─── PROVIDED DATA ───
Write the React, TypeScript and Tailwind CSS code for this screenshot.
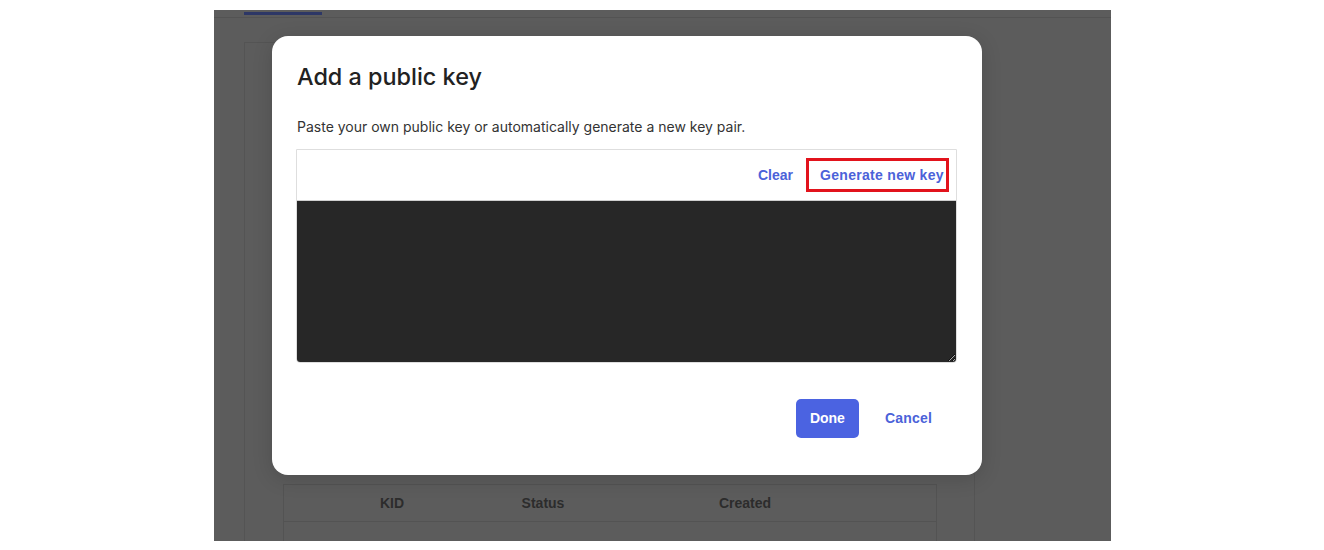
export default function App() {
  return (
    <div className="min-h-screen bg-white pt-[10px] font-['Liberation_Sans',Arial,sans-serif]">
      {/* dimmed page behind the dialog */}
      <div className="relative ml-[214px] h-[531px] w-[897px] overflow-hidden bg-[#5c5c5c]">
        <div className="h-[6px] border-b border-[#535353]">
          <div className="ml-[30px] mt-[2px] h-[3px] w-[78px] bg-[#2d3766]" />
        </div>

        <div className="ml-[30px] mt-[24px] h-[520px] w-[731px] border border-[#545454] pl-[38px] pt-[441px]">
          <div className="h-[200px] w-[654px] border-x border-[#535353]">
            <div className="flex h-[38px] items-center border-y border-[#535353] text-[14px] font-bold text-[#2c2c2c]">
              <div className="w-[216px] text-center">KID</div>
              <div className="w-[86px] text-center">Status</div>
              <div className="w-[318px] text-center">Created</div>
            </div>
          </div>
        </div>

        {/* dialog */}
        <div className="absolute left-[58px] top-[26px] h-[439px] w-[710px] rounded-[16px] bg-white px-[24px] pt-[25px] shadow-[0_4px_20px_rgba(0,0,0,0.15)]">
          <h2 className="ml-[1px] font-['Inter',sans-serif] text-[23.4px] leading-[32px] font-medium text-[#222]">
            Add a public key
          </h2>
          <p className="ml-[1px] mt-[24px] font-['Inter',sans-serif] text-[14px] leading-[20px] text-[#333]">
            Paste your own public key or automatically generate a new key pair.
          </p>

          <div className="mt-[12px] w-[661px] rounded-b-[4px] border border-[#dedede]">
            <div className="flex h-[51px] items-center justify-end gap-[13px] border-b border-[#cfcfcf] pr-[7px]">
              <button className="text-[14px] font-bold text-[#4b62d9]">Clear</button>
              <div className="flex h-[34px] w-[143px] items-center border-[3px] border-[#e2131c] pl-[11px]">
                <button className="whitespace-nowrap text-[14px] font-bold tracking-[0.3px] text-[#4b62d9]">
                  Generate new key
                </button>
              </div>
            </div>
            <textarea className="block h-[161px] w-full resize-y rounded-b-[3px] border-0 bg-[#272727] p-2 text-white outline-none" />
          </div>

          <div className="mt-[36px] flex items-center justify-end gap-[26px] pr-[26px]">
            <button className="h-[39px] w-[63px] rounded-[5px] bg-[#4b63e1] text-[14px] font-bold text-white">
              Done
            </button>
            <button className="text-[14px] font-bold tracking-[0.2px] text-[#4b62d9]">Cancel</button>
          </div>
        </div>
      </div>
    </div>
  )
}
───
─── PROVIDED DATA ───
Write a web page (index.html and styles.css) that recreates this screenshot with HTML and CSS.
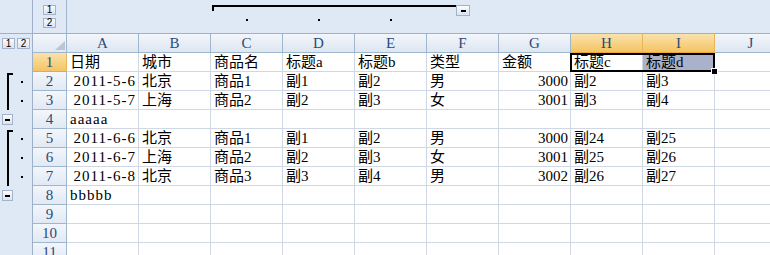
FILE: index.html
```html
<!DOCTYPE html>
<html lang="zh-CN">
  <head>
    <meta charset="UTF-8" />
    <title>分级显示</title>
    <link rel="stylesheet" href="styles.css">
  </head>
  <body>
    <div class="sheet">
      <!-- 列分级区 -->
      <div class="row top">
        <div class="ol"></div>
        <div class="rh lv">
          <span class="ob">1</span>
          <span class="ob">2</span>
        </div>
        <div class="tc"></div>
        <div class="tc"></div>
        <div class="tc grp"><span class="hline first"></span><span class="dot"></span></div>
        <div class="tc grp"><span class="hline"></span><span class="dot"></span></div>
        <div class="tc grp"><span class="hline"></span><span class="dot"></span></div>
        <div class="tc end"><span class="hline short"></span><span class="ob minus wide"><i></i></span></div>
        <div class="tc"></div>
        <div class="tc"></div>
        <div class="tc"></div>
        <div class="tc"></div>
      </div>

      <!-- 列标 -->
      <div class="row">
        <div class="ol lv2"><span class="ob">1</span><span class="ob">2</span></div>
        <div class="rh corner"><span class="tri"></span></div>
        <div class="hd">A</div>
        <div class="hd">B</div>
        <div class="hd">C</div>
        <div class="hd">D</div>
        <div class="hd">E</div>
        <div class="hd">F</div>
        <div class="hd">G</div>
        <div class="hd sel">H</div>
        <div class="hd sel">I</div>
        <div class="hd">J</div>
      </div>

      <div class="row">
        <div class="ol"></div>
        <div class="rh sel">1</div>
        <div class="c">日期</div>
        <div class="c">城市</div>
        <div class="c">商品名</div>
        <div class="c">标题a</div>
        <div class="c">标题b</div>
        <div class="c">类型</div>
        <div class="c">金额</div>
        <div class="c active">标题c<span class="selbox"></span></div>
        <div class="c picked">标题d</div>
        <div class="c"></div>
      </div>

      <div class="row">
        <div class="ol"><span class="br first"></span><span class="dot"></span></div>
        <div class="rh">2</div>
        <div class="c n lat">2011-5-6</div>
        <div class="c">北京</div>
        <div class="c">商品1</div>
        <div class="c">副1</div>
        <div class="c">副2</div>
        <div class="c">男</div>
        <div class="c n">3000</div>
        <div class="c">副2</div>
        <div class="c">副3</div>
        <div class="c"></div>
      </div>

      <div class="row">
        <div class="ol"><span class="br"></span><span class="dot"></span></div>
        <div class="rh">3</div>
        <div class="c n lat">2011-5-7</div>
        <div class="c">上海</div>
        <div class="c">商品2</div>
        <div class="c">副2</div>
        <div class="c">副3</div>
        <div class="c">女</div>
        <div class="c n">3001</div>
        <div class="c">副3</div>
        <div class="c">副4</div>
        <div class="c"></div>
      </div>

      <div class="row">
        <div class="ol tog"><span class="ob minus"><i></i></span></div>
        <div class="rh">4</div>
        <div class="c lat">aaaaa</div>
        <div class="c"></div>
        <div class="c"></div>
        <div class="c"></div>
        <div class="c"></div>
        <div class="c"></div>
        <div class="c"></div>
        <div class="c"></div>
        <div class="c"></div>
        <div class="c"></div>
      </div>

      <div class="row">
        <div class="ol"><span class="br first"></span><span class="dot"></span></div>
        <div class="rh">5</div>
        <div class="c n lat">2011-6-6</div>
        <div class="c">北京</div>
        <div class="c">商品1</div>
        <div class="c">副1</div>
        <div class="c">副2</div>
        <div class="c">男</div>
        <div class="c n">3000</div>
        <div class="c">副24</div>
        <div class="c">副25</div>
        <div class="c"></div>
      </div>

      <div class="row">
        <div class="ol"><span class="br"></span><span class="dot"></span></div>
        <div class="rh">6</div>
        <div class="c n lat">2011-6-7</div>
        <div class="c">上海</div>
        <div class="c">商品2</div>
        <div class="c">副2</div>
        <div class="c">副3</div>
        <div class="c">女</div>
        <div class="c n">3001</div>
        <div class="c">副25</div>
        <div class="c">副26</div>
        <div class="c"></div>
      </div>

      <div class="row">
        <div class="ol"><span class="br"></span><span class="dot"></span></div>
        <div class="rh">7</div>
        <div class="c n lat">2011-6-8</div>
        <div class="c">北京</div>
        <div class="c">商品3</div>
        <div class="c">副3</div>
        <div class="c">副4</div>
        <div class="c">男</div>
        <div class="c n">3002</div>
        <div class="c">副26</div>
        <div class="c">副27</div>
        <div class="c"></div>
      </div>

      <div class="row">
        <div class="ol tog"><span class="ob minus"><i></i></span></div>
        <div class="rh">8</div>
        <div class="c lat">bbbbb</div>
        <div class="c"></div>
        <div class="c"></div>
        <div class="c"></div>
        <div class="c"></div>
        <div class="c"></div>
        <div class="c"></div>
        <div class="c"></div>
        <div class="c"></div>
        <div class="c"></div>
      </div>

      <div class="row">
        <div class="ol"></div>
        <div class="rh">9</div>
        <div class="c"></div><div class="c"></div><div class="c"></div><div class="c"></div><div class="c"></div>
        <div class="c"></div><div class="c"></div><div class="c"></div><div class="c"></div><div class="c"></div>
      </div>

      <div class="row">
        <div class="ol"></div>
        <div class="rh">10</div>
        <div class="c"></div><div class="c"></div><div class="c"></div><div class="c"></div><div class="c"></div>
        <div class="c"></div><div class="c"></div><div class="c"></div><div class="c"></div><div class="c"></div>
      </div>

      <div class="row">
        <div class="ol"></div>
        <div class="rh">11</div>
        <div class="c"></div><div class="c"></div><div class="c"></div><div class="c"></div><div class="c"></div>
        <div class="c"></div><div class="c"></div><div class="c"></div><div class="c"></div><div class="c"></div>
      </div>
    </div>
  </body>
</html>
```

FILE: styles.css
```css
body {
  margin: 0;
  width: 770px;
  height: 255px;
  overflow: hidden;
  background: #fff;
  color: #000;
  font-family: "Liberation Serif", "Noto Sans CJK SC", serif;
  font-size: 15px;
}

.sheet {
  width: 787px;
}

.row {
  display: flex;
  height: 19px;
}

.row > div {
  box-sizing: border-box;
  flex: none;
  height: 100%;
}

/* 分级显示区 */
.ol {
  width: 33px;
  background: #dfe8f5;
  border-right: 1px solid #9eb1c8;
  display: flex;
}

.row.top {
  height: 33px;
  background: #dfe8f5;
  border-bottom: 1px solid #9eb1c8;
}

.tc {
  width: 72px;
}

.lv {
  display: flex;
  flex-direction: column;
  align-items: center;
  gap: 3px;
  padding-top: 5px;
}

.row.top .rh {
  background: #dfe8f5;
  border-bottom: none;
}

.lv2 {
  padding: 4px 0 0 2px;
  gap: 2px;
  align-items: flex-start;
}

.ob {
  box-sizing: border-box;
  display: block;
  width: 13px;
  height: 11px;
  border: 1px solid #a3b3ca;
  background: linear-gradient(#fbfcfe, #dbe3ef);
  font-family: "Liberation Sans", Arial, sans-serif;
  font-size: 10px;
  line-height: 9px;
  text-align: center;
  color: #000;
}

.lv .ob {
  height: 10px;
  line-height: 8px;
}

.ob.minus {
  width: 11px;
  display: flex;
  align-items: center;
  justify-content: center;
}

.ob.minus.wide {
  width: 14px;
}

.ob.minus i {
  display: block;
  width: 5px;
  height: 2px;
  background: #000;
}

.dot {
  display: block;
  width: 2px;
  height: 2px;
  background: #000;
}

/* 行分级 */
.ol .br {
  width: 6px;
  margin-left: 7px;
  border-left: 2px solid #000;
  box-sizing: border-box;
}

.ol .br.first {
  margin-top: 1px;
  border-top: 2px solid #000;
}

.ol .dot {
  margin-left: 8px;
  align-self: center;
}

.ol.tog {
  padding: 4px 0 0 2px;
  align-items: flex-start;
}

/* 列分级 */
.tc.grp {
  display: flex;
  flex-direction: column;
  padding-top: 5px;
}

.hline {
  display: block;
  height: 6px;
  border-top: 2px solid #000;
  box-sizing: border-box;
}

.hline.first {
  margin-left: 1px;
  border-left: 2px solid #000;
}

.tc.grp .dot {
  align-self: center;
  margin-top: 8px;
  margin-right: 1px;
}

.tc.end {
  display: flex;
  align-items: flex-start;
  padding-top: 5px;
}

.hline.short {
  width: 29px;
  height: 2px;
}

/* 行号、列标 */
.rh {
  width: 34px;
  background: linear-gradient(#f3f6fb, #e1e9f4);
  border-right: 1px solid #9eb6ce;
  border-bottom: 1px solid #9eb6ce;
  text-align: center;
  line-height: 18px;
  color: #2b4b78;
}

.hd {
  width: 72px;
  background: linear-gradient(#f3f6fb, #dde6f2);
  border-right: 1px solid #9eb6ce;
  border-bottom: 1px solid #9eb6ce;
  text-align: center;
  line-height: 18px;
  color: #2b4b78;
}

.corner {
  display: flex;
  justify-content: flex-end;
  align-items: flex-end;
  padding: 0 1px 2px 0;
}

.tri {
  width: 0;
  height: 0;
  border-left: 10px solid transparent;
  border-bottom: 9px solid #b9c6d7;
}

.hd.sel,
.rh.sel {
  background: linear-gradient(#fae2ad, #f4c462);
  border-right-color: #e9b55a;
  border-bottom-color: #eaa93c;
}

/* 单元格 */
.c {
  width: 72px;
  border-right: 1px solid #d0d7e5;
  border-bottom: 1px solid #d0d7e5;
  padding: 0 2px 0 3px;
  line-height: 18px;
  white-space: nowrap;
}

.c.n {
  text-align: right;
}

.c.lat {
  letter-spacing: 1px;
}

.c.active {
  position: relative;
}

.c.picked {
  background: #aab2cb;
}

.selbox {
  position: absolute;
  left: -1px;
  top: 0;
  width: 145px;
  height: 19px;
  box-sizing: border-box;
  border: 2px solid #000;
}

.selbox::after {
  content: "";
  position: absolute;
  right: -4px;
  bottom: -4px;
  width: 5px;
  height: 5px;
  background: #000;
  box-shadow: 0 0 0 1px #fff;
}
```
───
─── PROVIDED DATA ───
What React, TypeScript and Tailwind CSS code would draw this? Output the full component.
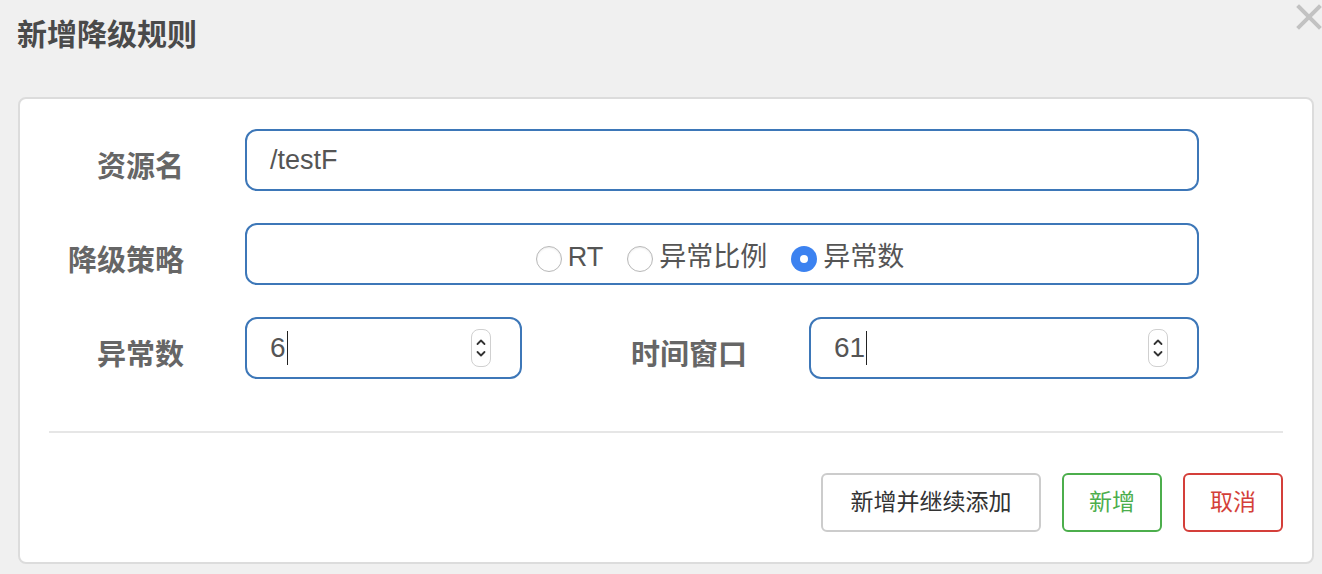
───
EXERCISE REQUIREMENTS
Find how many lines include the string "screenshot" and report that number alone.

OUTPUT
2